Las bodegas más antiguas esconden
en sus calados un mundo de laberintos, silencio y equilibrio
El vino bajo
tierra
Por Pío García
EN Fuenmayor, las bodegas se encaraman a un montículo;
desde tan leve atalaya dominan la perspectiva de un pueblo tendido
sobre el valle. Por fuera, los edificios no merecen mucho comentario:
paredes adustas, levantadas sin floritura ni adorno. Algunos
vinateros, seducidos por el embrujo de la modernidad, han preferido
sustituir las viejas fachadas por pabellones adocenados e insípidos.
Pero los tesoros, como es natural, se esconden en el interior:
casi todas las bodegas hunden sus raíces en el subsuelo
y horadan la tierra con afanes de topo. Si pudiéramos
obtener una radiografía del monte, todo él aparecería
hueco, cruzado por infinitas galerías más o menos
angostas. En ellas, a despecho de cambios climáticos,
reposan los vinos: las barricas se alinean con precisión
marcial, y un aire de ultratumba, de sosiego absoluto, invade
los túneles.
El caminante desciende a estas catacumbas por una escalera ferozmente
empinada; la luz natural se difumina con rapidez y sólo
algunas bombillas (débiles como luciérnagas) rasgan
las tinieblas. Con un ligero ejercicio de imaginación,
se puede adivinar el esfuerzo de los cosecheros antiguos: "Por
aquí subían cargados con los pellejos; hazte cuenta,
eran más de 50 kilos sobre las espaldas", recuerda
Domingo.
Las bodegas de Domingo Hornos y de Severino Pérez están
vecinas. Y ambas tienen un valor casi arqueológico: aquí
ya no se elabora vino, pero todavía guardan secretos casi
olvidados. Difícilmente encajadas como barquitos
metidos dentro de una botella reposan algunas cubas formidables.
Una de ellas fue construida para albergar 800 cántaras
de vino; esto es, unos 12.800 litros. Tan hiperbólicas
dimensiones exigían que los toneleros descendieran a los
calados y trabajasen allá mismo, fuera de su taller habitual.
Luego llegó
la modernidad y triunfó el acero inoxidable; las cubas
se vaciaron y los toneleros a la vieja usanza entraron en peligro
de extinción.

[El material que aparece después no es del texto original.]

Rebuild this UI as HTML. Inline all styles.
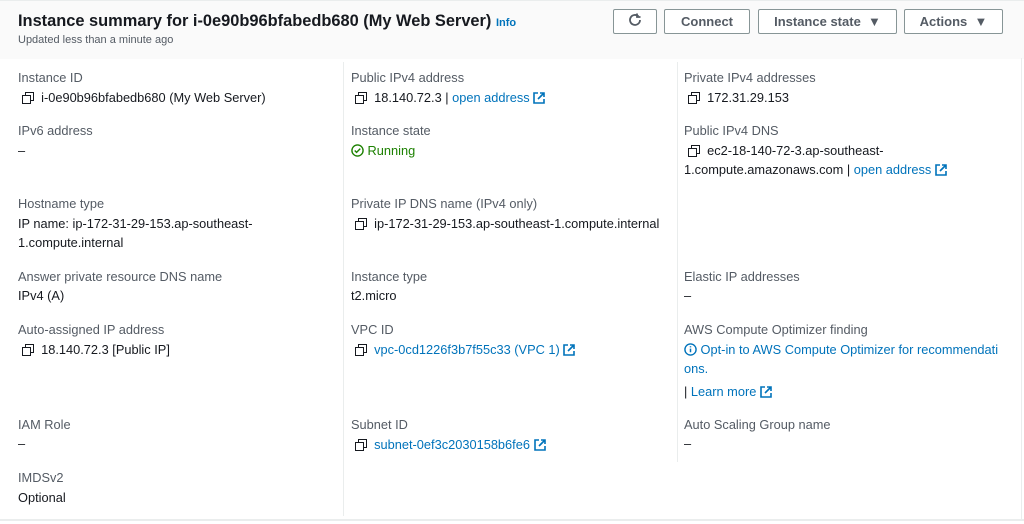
<!DOCTYPE html>
<html><head><meta charset="utf-8"><style>
body{margin:0;width:1024px;height:524px;background:#fff;font-family:"Liberation Sans",Arial,sans-serif;position:relative;overflow:hidden;color:#16191f}
.hd{position:absolute;left:0;top:0;width:1024px;height:58px;background:#fafafa;border-top:1px solid #eaeded}
.t{position:absolute;font-size:12.8px;line-height:16px;white-space:nowrap}
.l{color:#545b64}
a,.a{color:#0073bb;text-decoration:none}
.btn{position:absolute;top:9px;height:23px;border:1px solid #879596;border-radius:2px;background:#fff;font-weight:bold;font-size:13px;line-height:23px;text-align:center;color:#545b64;box-sizing:border-box}
.vl{position:absolute;width:1px;background:#eaeded}
svg{vertical-align:-2px}
</style></head><body>
<div class="hd"></div>
<div class="t" style="left:18px;top:11px;font-size:16.4px;line-height:20px;font-weight:bold">Instance summary for i-0e90b96bfabedb680 (My Web Server) <span class="a" style="font-size:11px">Info</span></div>
<div class="t l" style="left:18px;top:32px;font-size:11px">Updated less than a minute ago</div>
<div class="btn" style="left:613px;width:44px;height:25px;line-height:22px"><svg width="16" height="16" viewBox="0 0 16 16" style="vertical-align:-3px"><path d="M13 8a5 5 0 1 1-1.5-3.6" fill="none" stroke="#545b64" stroke-width="1.8"/><path d="M10 1.5v3.5h3.5" fill="none" stroke="#545b64" stroke-width="1.8"/></svg></div>
<div class="btn" style="left:664px;width:86px;height:25px">Connect</div>
<div class="btn" style="left:758px;width:139px;height:25px">Instance state &nbsp;▼</div>
<div class="btn" style="left:904px;width:99px;height:25px">Actions &nbsp;▼</div>
<div class="vl" style="left:343px;top:62px;height:454px"></div>
<div class="vl" style="left:677px;top:62px;height:400px"></div>
<div style="position:absolute;left:0;top:519px;width:1024px;height:2px;background:#eaeded"></div>
<div class="vl" style="left:1021px;top:58px;height:462px"></div>

<div class="t l" style="left:18px;top:70px">Instance ID</div>
<div class="t" style="left:22px;top:90px"><svg width="12" height="12" viewBox="0 0 12 12"><rect x="0.5" y="3.5" width="8" height="8" fill="none" stroke="#16191f"/><path d="M3.5 3.5v-3h8v8h-3" fill="none" stroke="#16191f"/></svg>&nbsp; i-0e90b96bfabedb680 (My Web Server)</div>
<div class="t l" style="left:18px;top:123px">IPv6 address</div>
<div class="t" style="left:18px;top:143px">–</div>
<div class="t l" style="left:18px;top:196px">Hostname type</div>
<div class="t" style="left:18px;top:216px">IP name: ip-172-31-29-153.ap-southeast-</div>
<div class="t" style="left:18px;top:235px">1.compute.internal</div>
<div class="t l" style="left:18px;top:269px">Answer private resource DNS name</div>
<div class="t" style="left:18px;top:288px">IPv4 (A)</div>
<div class="t l" style="left:18px;top:322px">Auto-assigned IP address</div>
<div class="t" style="left:22px;top:342px"><svg width="12" height="12" viewBox="0 0 12 12"><rect x="0.5" y="3.5" width="8" height="8" fill="none" stroke="#16191f"/><path d="M3.5 3.5v-3h8v8h-3" fill="none" stroke="#16191f"/></svg>&nbsp; 18.140.72.3 [Public IP]</div>
<div class="t l" style="left:18px;top:417px">IAM Role</div>
<div class="t" style="left:18px;top:436px">–</div>
<div class="t l" style="left:18px;top:470px">IMDSv2</div>
<div class="t" style="left:18px;top:490px">Optional</div>

<div class="t l" style="left:351px;top:70px">Public IPv4 address</div>
<div class="t" style="left:355px;top:90px"><svg width="12" height="12" viewBox="0 0 12 12"><rect x="0.5" y="3.5" width="8" height="8" fill="none" stroke="#16191f"/><path d="M3.5 3.5v-3h8v8h-3" fill="none" stroke="#16191f"/></svg>&nbsp; 18.140.72.3 | <span class="a">open address <svg width="12" height="12" viewBox="0 0 12 12"><path d="M5 1H1v10h10V7M7 1h4v4M11 1L5 7" fill="none" stroke="#0073bb" stroke-width="1.6"/></svg></span></div>
<div class="t l" style="left:351px;top:123px">Instance state</div>
<div class="t" style="left:351px;top:143px;color:#1d8102"><svg width="13" height="13" viewBox="0 0 14 14"><circle cx="7" cy="7" r="6" fill="none" stroke="#1d8102" stroke-width="1.5"/><path d="M4 7l2 2 4-4" fill="none" stroke="#1d8102" stroke-width="1.5"/></svg> Running</div>
<div class="t l" style="left:351px;top:196px">Private IP DNS name (IPv4 only)</div>
<div class="t" style="left:355px;top:216px"><svg width="12" height="12" viewBox="0 0 12 12"><rect x="0.5" y="3.5" width="8" height="8" fill="none" stroke="#16191f"/><path d="M3.5 3.5v-3h8v8h-3" fill="none" stroke="#16191f"/></svg>&nbsp; ip-172-31-29-153.ap-southeast-1.compute.internal</div>
<div class="t l" style="left:351px;top:269px">Instance type</div>
<div class="t" style="left:351px;top:288px">t2.micro</div>
<div class="t l" style="left:351px;top:322px">VPC ID</div>
<div class="t" style="left:355px;top:342px"><svg width="12" height="12" viewBox="0 0 12 12"><rect x="0.5" y="3.5" width="8" height="8" fill="none" stroke="#16191f"/><path d="M3.5 3.5v-3h8v8h-3" fill="none" stroke="#16191f"/></svg>&nbsp; <span class="a">vpc-0cd1226f3b7f55c33 (VPC 1) <svg width="12" height="12" viewBox="0 0 12 12"><path d="M5 1H1v10h10V7M7 1h4v4M11 1L5 7" fill="none" stroke="#0073bb" stroke-width="1.6"/></svg></span></div>
<div class="t l" style="left:351px;top:417px">Subnet ID</div>
<div class="t" style="left:355px;top:437px"><svg width="12" height="12" viewBox="0 0 12 12"><rect x="0.5" y="3.5" width="8" height="8" fill="none" stroke="#16191f"/><path d="M3.5 3.5v-3h8v8h-3" fill="none" stroke="#16191f"/></svg>&nbsp; <span class="a">subnet-0ef3c2030158b6fe6 <svg width="12" height="12" viewBox="0 0 12 12"><path d="M5 1H1v10h10V7M7 1h4v4M11 1L5 7" fill="none" stroke="#0073bb" stroke-width="1.6"/></svg></span></div>

<div class="t l" style="left:684px;top:70px">Private IPv4 addresses</div>
<div class="t" style="left:688px;top:90px"><svg width="12" height="12" viewBox="0 0 12 12"><rect x="0.5" y="3.5" width="8" height="8" fill="none" stroke="#16191f"/><path d="M3.5 3.5v-3h8v8h-3" fill="none" stroke="#16191f"/></svg>&nbsp; 172.31.29.153</div>
<div class="t l" style="left:684px;top:123px">Public IPv4 DNS</div>
<div class="t" style="left:688px;top:143px"><svg width="12" height="12" viewBox="0 0 12 12"><rect x="0.5" y="3.5" width="8" height="8" fill="none" stroke="#16191f"/><path d="M3.5 3.5v-3h8v8h-3" fill="none" stroke="#16191f"/></svg>&nbsp; ec2-18-140-72-3.ap-southeast-</div>
<div class="t" style="left:684px;top:162px">1.compute.amazonaws.com | <span class="a">open address <svg width="12" height="12" viewBox="0 0 12 12"><path d="M5 1H1v10h10V7M7 1h4v4M11 1L5 7" fill="none" stroke="#0073bb" stroke-width="1.6"/></svg></span></div>
<div class="t l" style="left:684px;top:269px">Elastic IP addresses</div>
<div class="t" style="left:684px;top:288px">–</div>
<div class="t l" style="left:684px;top:322px">AWS Compute Optimizer finding</div>
<div class="t a" style="left:684px;top:342px"><svg width="13" height="13" viewBox="0 0 14 14"><circle cx="7" cy="7" r="6" fill="none" stroke="#0073bb" stroke-width="1.5"/><path d="M7 6v4M7 3.5v1.2" stroke="#0073bb" stroke-width="1.6"/></svg> Opt-in to AWS Compute Optimizer for recommendati</div>
<div class="t a" style="left:684px;top:361px">ons.</div>
<div class="t" style="left:684px;top:384px">| <span class="a">Learn more <svg width="12" height="12" viewBox="0 0 12 12"><path d="M5 1H1v10h10V7M7 1h4v4M11 1L5 7" fill="none" stroke="#0073bb" stroke-width="1.6"/></svg></span></div>
<div class="t l" style="left:684px;top:417px">Auto Scaling Group name</div>
<div class="t" style="left:684px;top:436px">–</div>
</body></html>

Ahora, estos armatostes de madera ya
desvencijados yacen en algunas naves y asombran al visitante
como si fueran esqueletos de remotos dinosaurios.
Las bodegas menores mantienen una gran similitud arquitectónica:
la puerta de entrada franquea el acceso a una planta baja y chata;
un lugar muy a propósito para dejar los aperos o, incluso,
para colocar una mesita donde almorzar sin incomodidades. Muy
cerca, una escalera con vocación de navaja se clava en
los intestinos del monte. Y en el subsuelo, un solo calado vela
el sueño del vino. En ocasiones, la nave es tan estrecha
que apenas permite el paso de una persona.